Stated problem:
Gather each line in the entries that includes the string "image".

[Front-end source files]
☆ ☆ ☆ ☆ ☆
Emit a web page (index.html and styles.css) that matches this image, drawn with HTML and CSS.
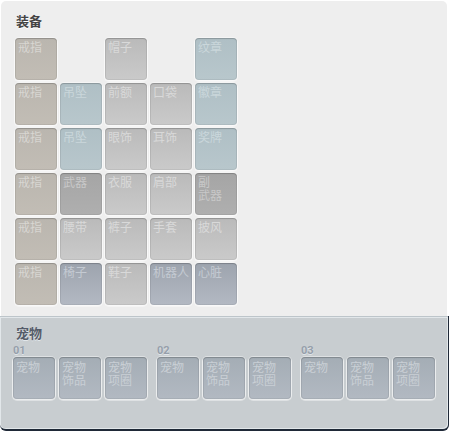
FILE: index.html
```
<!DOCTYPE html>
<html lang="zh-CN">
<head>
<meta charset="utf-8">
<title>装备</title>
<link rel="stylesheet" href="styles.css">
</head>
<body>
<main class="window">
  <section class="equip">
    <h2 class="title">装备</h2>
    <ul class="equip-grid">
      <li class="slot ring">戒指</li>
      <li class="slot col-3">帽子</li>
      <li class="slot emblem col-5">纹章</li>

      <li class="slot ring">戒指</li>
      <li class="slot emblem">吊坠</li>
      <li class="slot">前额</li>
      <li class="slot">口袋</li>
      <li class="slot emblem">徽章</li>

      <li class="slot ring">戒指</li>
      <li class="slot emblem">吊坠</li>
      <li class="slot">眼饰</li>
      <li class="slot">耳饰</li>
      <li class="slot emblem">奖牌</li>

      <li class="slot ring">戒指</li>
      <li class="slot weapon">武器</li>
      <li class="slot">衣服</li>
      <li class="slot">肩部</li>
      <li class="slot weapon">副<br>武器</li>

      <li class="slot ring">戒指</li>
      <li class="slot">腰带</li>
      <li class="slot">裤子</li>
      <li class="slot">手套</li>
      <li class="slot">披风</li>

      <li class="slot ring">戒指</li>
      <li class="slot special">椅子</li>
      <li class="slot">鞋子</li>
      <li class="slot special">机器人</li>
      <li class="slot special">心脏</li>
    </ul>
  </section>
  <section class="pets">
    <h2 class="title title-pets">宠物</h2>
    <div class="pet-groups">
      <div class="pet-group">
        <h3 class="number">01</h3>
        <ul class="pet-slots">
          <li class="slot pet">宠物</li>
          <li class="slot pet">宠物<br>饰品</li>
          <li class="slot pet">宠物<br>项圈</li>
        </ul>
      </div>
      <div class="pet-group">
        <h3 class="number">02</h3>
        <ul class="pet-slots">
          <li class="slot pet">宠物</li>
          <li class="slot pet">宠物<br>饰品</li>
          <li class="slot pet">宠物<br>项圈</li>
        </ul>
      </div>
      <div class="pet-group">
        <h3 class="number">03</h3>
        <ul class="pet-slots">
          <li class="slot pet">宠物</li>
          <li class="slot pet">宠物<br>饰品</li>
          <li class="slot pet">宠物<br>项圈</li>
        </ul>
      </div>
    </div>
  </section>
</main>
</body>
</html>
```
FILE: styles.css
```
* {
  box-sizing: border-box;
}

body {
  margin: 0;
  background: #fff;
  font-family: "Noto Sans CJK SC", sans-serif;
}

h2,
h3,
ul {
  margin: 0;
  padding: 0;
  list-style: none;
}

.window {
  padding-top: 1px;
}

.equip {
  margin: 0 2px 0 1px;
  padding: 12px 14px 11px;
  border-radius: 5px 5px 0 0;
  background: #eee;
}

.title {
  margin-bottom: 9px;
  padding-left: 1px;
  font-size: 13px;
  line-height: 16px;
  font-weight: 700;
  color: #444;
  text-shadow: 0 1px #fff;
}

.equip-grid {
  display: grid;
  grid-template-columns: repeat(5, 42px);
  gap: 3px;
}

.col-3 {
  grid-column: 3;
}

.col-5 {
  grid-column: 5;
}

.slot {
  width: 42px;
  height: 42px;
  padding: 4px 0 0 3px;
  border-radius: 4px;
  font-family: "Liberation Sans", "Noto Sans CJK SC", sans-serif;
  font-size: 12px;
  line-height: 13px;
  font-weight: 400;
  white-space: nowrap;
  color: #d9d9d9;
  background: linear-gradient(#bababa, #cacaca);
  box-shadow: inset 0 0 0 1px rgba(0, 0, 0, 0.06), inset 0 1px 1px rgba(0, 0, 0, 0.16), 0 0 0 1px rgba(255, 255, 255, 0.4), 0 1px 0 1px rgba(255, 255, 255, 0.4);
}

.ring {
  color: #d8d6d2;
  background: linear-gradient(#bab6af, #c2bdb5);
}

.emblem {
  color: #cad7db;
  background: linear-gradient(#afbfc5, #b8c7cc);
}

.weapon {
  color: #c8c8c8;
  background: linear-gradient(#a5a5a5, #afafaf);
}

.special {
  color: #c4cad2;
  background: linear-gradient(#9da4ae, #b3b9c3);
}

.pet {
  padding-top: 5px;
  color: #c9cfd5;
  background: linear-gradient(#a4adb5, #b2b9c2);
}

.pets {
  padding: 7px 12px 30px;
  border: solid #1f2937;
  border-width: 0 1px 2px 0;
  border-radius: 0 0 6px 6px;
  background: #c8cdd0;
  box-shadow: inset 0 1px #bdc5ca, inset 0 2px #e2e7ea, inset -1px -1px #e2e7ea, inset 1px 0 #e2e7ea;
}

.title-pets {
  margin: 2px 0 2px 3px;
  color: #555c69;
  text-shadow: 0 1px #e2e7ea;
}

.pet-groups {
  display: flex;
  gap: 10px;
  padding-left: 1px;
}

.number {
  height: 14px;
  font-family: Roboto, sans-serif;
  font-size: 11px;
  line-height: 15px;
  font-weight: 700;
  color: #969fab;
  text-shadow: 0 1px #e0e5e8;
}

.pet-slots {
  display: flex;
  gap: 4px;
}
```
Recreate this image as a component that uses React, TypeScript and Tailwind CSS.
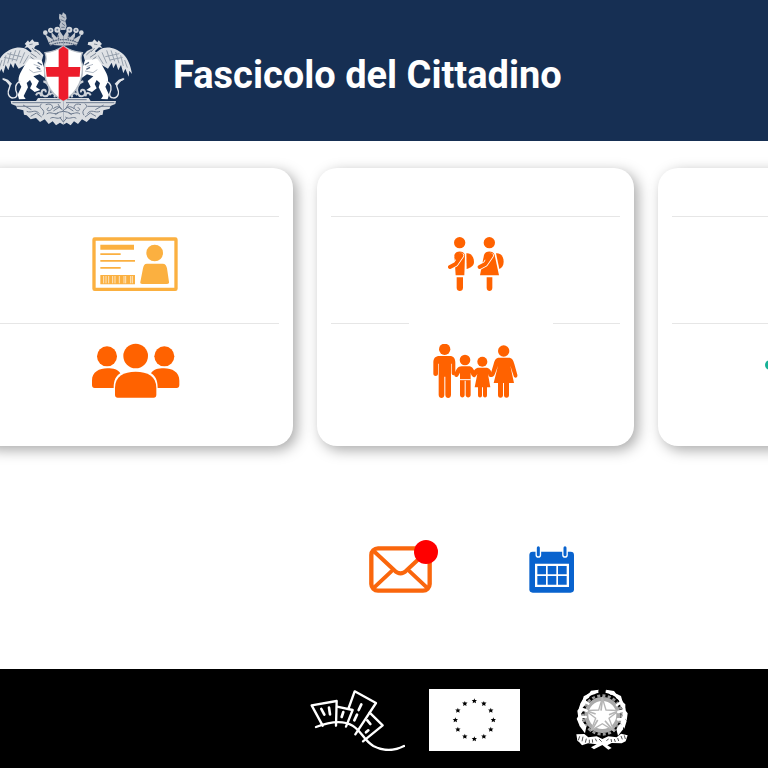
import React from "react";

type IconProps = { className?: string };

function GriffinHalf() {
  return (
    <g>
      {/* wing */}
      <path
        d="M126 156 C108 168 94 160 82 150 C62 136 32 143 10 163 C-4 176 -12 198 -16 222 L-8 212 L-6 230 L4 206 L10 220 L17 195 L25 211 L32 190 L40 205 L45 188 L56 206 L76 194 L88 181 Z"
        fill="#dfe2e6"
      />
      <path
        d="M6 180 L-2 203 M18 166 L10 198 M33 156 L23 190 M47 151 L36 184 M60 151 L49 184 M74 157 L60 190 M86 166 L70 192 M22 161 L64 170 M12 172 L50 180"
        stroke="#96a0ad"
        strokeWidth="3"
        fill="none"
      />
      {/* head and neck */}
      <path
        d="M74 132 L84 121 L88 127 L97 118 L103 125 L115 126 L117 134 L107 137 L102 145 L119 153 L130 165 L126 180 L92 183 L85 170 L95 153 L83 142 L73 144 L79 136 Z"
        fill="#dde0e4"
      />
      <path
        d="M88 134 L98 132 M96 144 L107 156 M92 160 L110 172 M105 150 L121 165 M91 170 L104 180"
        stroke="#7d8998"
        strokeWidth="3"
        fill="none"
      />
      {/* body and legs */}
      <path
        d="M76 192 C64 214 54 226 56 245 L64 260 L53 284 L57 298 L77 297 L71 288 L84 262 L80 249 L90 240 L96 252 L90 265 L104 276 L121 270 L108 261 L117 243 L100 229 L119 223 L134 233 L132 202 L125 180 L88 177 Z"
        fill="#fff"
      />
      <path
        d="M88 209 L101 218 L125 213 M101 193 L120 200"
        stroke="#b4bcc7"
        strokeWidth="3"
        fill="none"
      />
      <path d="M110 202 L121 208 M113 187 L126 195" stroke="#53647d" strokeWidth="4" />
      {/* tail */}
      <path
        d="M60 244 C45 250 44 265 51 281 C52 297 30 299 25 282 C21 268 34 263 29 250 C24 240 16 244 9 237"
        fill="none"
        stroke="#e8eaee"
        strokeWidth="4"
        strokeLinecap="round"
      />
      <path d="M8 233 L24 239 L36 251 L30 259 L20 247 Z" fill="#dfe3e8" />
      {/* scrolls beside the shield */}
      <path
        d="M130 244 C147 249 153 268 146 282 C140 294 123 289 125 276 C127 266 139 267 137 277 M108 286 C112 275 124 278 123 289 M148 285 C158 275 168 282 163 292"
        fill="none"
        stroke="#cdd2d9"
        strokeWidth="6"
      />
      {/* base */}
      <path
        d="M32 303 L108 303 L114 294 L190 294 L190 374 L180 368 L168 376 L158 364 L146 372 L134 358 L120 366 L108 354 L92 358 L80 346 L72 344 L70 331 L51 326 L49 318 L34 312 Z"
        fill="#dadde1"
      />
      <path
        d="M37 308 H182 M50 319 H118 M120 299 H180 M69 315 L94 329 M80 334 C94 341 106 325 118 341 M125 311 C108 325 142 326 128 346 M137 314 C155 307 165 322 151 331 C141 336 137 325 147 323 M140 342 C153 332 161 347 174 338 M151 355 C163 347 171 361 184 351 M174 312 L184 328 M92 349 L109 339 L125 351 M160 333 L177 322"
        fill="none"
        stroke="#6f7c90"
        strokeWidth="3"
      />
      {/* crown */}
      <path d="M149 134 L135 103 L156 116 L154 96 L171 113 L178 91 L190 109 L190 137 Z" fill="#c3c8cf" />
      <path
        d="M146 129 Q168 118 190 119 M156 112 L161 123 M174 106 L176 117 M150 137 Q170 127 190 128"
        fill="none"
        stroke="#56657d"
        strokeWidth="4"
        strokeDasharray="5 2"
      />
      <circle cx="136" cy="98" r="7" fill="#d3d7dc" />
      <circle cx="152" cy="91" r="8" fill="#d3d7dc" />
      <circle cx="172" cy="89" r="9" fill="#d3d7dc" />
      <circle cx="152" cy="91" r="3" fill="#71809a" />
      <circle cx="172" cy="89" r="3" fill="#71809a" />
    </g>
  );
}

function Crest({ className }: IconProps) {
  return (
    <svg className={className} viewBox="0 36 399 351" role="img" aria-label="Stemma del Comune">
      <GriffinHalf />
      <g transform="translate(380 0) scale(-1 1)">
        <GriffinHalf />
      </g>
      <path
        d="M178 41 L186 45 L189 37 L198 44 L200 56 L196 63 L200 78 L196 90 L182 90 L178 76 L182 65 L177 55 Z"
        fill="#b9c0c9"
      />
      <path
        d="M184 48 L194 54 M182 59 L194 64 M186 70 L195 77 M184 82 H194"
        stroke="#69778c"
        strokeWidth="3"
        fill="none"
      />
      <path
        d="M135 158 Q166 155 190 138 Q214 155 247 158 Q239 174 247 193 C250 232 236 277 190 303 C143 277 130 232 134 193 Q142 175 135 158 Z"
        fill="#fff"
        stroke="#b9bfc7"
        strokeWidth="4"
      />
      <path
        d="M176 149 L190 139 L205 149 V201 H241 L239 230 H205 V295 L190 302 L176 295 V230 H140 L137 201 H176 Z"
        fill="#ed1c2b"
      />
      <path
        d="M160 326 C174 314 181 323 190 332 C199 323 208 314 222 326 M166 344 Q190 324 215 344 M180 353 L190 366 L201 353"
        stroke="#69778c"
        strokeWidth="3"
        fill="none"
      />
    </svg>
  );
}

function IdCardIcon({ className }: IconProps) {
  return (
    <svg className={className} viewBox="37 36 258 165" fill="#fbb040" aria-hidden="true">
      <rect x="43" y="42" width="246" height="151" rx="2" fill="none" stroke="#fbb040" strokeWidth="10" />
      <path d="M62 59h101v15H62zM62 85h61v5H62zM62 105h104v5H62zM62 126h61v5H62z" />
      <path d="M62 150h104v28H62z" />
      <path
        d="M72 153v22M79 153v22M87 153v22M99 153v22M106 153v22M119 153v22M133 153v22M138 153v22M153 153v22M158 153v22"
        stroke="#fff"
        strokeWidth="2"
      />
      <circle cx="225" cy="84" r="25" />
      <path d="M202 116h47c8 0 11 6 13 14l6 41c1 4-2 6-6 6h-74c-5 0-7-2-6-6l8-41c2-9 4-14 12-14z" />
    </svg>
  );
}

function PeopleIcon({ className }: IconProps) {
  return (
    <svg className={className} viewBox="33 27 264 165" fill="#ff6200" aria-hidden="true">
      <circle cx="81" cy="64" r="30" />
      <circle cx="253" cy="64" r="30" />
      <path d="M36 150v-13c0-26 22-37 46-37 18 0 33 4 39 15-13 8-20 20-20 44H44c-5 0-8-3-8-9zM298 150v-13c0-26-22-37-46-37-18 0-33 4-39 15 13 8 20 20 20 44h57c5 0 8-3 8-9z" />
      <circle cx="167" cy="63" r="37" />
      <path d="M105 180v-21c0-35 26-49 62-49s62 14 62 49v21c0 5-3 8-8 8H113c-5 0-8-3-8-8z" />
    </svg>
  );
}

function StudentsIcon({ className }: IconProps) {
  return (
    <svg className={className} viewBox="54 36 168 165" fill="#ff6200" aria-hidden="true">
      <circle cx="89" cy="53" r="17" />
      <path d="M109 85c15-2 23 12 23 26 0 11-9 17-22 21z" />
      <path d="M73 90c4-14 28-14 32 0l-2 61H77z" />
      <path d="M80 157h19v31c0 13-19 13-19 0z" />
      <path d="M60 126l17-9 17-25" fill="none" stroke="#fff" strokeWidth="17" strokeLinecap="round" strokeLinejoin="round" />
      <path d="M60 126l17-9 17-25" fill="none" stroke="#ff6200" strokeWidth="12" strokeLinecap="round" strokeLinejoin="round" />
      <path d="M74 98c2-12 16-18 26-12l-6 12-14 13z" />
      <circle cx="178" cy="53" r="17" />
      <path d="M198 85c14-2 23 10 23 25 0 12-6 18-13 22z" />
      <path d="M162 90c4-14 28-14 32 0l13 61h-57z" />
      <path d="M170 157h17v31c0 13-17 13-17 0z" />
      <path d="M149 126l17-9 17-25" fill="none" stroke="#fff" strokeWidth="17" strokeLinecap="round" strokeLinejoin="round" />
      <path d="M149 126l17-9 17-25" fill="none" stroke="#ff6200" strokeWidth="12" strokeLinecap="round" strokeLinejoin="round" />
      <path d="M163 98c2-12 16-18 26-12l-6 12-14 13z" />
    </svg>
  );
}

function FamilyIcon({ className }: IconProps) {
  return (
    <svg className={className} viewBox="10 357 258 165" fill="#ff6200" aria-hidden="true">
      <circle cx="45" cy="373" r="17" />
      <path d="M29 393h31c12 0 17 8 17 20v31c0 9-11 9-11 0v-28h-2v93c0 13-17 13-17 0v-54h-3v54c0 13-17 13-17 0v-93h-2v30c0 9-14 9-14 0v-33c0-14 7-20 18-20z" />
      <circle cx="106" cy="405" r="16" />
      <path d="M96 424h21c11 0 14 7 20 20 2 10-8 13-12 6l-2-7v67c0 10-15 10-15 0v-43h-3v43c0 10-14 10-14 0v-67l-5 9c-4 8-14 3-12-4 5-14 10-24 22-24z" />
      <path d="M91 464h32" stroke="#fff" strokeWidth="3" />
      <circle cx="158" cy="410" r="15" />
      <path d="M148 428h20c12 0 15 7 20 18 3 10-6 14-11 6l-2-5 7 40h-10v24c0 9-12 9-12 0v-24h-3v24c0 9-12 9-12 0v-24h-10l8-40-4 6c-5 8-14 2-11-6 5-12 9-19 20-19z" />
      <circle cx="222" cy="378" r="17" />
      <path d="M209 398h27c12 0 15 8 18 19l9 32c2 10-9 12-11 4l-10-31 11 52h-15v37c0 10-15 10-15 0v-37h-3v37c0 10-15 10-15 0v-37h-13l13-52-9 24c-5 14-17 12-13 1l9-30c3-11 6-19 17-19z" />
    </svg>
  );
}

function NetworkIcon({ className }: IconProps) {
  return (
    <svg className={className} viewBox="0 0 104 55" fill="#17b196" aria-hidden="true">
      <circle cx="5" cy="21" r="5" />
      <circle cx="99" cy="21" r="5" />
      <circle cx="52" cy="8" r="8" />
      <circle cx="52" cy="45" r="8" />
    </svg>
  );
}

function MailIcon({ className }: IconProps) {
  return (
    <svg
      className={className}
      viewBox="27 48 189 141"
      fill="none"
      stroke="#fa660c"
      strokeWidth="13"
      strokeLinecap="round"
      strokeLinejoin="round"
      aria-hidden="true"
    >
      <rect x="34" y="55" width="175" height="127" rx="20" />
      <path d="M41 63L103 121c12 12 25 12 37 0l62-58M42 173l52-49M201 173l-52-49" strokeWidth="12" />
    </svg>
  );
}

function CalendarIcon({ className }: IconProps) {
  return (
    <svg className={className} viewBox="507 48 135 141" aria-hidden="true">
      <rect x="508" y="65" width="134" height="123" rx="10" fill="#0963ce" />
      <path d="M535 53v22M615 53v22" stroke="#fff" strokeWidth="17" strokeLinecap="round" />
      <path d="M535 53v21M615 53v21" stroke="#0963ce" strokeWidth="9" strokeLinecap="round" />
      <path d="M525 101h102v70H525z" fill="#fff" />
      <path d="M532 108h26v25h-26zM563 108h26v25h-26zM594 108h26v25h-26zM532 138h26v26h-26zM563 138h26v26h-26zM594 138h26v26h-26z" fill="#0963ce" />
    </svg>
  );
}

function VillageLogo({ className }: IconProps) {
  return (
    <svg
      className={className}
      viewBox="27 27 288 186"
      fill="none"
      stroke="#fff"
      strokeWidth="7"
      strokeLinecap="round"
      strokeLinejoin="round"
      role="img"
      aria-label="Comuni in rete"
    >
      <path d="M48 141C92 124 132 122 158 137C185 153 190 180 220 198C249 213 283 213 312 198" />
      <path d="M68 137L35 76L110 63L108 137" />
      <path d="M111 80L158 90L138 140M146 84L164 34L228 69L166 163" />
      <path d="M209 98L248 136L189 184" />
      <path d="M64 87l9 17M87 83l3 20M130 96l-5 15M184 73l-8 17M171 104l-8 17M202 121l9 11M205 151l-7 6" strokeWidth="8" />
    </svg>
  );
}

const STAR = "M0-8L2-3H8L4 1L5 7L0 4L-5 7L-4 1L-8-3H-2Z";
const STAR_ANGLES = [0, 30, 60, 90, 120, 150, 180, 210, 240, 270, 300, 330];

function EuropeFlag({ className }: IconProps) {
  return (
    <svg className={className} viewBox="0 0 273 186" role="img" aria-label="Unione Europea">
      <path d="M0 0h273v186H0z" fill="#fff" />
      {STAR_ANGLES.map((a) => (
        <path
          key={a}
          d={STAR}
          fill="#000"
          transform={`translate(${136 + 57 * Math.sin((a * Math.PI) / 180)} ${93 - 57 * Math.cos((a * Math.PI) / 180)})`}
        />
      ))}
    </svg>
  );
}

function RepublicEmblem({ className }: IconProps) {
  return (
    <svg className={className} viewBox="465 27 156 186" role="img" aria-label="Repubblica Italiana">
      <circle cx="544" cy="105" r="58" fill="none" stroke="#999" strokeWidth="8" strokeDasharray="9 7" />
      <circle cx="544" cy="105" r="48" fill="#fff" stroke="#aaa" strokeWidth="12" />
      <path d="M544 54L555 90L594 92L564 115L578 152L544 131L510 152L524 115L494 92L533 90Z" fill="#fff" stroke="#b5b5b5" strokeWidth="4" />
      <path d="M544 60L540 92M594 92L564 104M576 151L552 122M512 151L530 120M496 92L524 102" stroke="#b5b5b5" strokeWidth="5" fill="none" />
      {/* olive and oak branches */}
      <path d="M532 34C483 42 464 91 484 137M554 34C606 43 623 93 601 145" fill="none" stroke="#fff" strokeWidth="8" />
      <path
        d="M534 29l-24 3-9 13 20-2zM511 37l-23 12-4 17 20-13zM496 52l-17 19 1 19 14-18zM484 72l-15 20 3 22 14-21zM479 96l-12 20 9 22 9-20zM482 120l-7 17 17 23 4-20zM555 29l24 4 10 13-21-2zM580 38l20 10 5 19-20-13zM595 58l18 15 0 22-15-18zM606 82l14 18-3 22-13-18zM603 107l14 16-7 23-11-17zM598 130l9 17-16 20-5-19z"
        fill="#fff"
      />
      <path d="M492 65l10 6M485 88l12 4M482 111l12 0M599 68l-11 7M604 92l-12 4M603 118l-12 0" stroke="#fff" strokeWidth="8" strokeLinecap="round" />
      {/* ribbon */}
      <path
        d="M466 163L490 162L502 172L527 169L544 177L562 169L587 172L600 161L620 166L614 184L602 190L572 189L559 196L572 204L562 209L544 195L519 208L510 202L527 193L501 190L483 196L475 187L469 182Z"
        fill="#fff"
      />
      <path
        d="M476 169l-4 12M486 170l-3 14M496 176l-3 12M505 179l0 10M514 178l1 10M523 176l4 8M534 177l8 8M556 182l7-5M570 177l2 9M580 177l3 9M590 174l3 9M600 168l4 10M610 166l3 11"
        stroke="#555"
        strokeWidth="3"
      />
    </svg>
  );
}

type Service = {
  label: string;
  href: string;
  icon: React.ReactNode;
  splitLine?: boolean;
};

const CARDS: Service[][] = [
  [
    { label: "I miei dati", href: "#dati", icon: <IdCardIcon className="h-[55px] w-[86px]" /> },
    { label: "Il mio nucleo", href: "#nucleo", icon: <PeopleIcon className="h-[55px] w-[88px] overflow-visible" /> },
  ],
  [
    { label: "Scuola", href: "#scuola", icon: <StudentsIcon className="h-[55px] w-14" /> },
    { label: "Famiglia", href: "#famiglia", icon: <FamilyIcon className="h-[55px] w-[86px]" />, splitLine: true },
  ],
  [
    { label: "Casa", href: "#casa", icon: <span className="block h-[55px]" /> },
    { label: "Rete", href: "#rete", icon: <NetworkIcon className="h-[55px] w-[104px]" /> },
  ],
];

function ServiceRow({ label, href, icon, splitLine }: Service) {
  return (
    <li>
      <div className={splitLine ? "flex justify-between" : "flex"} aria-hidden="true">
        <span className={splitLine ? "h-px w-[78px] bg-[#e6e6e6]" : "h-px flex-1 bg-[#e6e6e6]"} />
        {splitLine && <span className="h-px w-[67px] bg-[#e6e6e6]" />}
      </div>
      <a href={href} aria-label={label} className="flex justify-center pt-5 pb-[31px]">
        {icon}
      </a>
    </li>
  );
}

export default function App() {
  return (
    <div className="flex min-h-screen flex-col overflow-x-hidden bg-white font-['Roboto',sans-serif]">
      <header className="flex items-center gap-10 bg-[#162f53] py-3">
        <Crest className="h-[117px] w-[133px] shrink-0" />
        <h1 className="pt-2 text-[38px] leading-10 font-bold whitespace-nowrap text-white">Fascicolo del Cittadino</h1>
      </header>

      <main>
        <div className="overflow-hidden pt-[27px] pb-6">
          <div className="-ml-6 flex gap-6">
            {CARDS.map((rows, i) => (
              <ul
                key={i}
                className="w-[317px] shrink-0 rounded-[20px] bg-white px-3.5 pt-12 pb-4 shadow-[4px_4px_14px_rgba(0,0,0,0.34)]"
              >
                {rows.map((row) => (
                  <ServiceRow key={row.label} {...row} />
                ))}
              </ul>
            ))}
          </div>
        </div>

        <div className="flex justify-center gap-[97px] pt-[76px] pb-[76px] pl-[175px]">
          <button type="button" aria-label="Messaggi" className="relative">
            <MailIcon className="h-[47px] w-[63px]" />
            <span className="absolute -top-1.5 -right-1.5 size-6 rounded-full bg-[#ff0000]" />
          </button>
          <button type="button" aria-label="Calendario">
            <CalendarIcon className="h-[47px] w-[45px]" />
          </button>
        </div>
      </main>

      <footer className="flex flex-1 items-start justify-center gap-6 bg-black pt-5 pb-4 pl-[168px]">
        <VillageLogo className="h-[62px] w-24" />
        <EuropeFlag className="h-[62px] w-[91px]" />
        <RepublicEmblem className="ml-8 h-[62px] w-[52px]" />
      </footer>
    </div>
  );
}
☆ ☆ ☆ ☆ ☆
The completed task:
Emit a web page (index.html and styles.css) that matches this image, drawn with HTML and CSS.
Recreate this image as a component that uses React, TypeScript and Tailwind CSS.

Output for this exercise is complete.